Categories: Retail

In a decision that will affect New Jersey employers seeking to arbitrate employees’ claims, the Appellate Division, earlier this month, in Morgan v. Amy E. HatcherRamours Furniture Company, Inc., held that arbitration clauses contained in employee handbooks are unenforceable where the handbook also includes a disclaimer that it does not create a contract.[1]  Accordingly, New Jersey employers whose handbooks currently include arbitration clauses should consider carefully, replacing them with either arbitration clauses in an employment application, and/or with a stand-alone agreement.

Given the potential for additional disputes, however, part of that process should include determining whether and how to implement such agreements with existing employees. The opinion, which is rife with truisms, highlights the inclination of New Jersey courts to take notions of fairness and equity into their decision making.

Case Facts

The decision arose from the trial court’s denial of Raymours Furniture Company’s (“Raymours”) motion to compel arbitration of plaintiff’s claim alleging age discrimination and retaliation in violation of the New Jersey Law Against Discrimination (“LAD”). Raymours sought arbitration based on a provision in the company’s employee handbook. Although the defendants appealed the denial of their motion to compel arbitration on numerous grounds, the Court focused primarily on the following few facts.

Employee Makes an Internal Complaint, Then is Fired for Refusing to Sign an Arbitration Agreement

Plaintiff contended that upon complaining of age discrimination on the job, defendants gave him an ultimatum –he could either sign a stand-alone arbitration agreement, or be discharged.  When plaintiff refused to sign the agreement, Raymours followed through and terminated his employment.  Plaintiff responded by filing suit.

Raymours Moves to Compel Arbitration Under the Handbook - Despite the Handbook’s Disclaimers

The Company moved to compel arbitration of the plaintiff’s claims based on an arbitration clause and waiver of the right to sue, included in the company handbook.  The handbook, however, was prefaced with the following contract disclaimer:

Nothing in this Handbook or any other Company practice or communication or document, including benefit plan descriptions, creates a promise of continued employment, employment contract, term or obligation of any kind on the part of the Company.

Likewise, the company’s annual electronic acknowledgement of receipt of the handbook included similar contract disclaimer language that the employee,

Understand[s] that the rules, regulations, procedures and benefits contained therein are not promissory or contractual in nature and are subject to change by the company.

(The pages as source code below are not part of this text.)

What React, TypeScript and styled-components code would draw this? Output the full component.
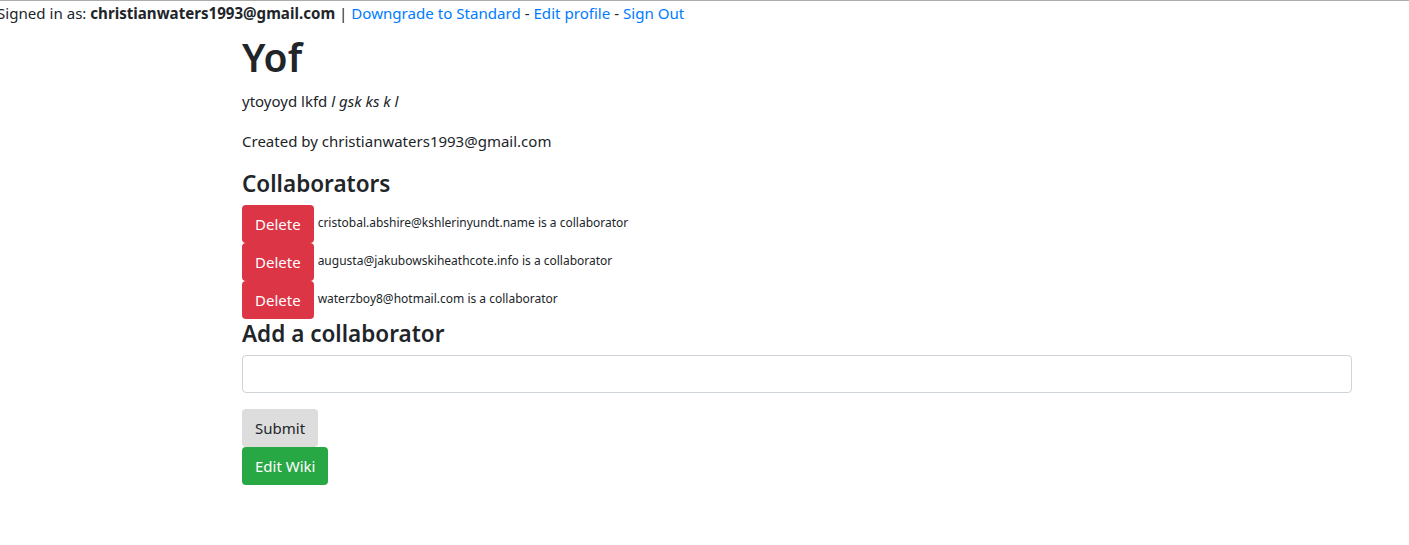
import * as React from 'react';
import styled, { createGlobalStyle } from 'styled-components';

const GlobalStyle = createGlobalStyle`
  body {
    margin: 0;
    font-family: "Noto Sans", "Open Sans", sans-serif;
    font-size: 15px;
    line-height: 24px;
    color: #212529;
    background: #fff;
  }
`;

const TopBar = styled.div`
  border-top: 1px solid #acacac;
  white-space: nowrap;
  font-size: 15.1px;
  line-height: 24px;
  margin-left: -3px;
`;

const Link = styled.a`
  color: #007bff;
  text-decoration: none;
`;

const Container = styled.div`
  width: 1110px;
  margin-left: 227px;
  padding: 0 15px;
`;

const Title = styled.h1`
  font-size: 39px;
  font-weight: 600;
  line-height: 48px;
  margin: 8px 0 8px;
`;

const Paragraph = styled.p`
  margin: 0 0 16px;
`;

const SubHeading = styled.h4`
  font-size: 22.5px;
  font-weight: 600;
  line-height: 29px;
  margin: 0 0 7px;
`;

const Button = styled.button<{ $variant: 'danger' | 'success' | 'light' }>`
  display: block;
  font-family: inherit;
  font-size: 15px;
  line-height: 24px;
  padding: 6px 12px;
  border: 1px solid transparent;
  border-radius: 4px;
  cursor: pointer;
  color: ${p => (p.$variant === 'light' ? '#212529' : '#fff')};
  background: ${p =>
    p.$variant === 'danger' ? '#dc3545' : p.$variant === 'success' ? '#28a745' : '#dddddd'};
`;

const CollaboratorRow = styled.div`
  display: flex;
  align-items: flex-start;
  gap: 4px;
`;

const CollaboratorText = styled.small`
  font-size: 12px;
  line-height: 18px;
  padding-top: 9px;
`;

const Input = styled.input`
  display: block;
  box-sizing: border-box;
  width: 100%;
  height: 38px;
  padding: 6px 12px;
  font-family: inherit;
  font-size: 15px;
  border: 1px solid #ced4da;
  border-radius: 4px;
  margin-bottom: 16px;
`;

const collaborators = [
  'cristobal.abshire@kshlerinyundt.name',
  'augusta@jakubowskiheathcote.info',
  'waterzboy8@hotmail.com',
];

export default function App() {
  return (
    <>
      <GlobalStyle />
      <TopBar>
        Signed in as: <b>christianwaters1993@gmail.com</b> |{' '}
        <Link href="#">Downgrade to Standard</Link> - <Link href="#">Edit profile</Link> -{' '}
        <Link href="#">Sign Out</Link>
      </TopBar>
      <Container>
        <Title>Yof</Title>
        <Paragraph>
          ytoyoyd lkfd <em>l gsk ks k l</em>
        </Paragraph>
        <Paragraph>Created by christianwaters1993@gmail.com</Paragraph>
        <SubHeading>Collaborators</SubHeading>
        {collaborators.map(email => (
          <CollaboratorRow key={email}>
            <Button $variant="danger">Delete</Button>
            <CollaboratorText>{email} is a collaborator</CollaboratorText>
          </CollaboratorRow>
        ))}
        <SubHeading>Add a collaborator</SubHeading>
        <form onSubmit={e => e.preventDefault()}>
          <Input type="text" />
          <Button $variant="light" type="submit">Submit</Button>
        </form>
        <Button $variant="success">Edit Wiki</Button>
      </Container>
    </>
  );
}
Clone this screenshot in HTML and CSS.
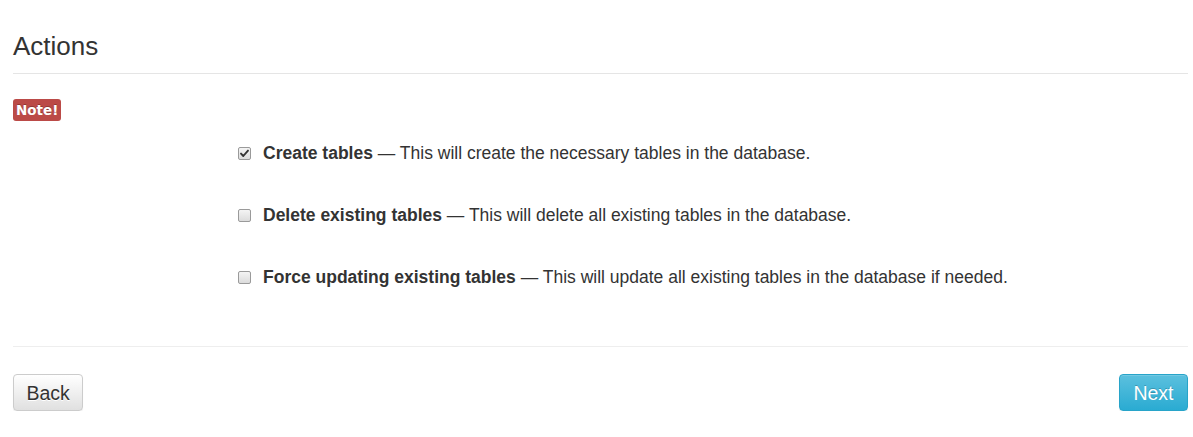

Court’s Analysis in Affirming the Denial of the Company’s Motion to Compel Arbitration

In rendering its decision, the Court invoked principles of equity – finding that it would be inequitable to allow an employer to take contrary positions vis-à-vis the contractual nature of the handbook according to whichever position better suited the employer at the time (i.e., claiming that the handbook is not a contract when sued by an employee for breach of contract, but then insisting that the handbook language is contractual when seeking to enforce the handbook’s arbitration provision).

The Court also relied on contractual principles in arriving at its decision, and explained that its decision was wholly consistent with the Federal Arbitration Act – citing to a recent Fourth Circuit decision refusing to enforce a handbook-based arbitration clause, based on nearly identical circumstances.[2]

Take-Away

To be enforceable, the agreement to arbitrate must be in an unambiguous contract.  The Morgan opinion suggests in dicta that “had the plaintiff executed the stand-alone arbitration agreement presented to him when a rift formed in the parties’ relationship, a different outcome would likely have followed.”   When it comes to handbooks and arbitration clauses, the Appellate Division made it clear that employers cannot have their cake and eat it too.

[1] Morgan v. Ramours Furniture Company, Inc., A-2830-14T2, 2016 N.J. Super. LEXIS 1 (App. Div. Jan. 7, 2016).

[2] Lorenzo v. Prime Commc’ns, L.P., 806 F.3d 777 (4th Cir. 2015).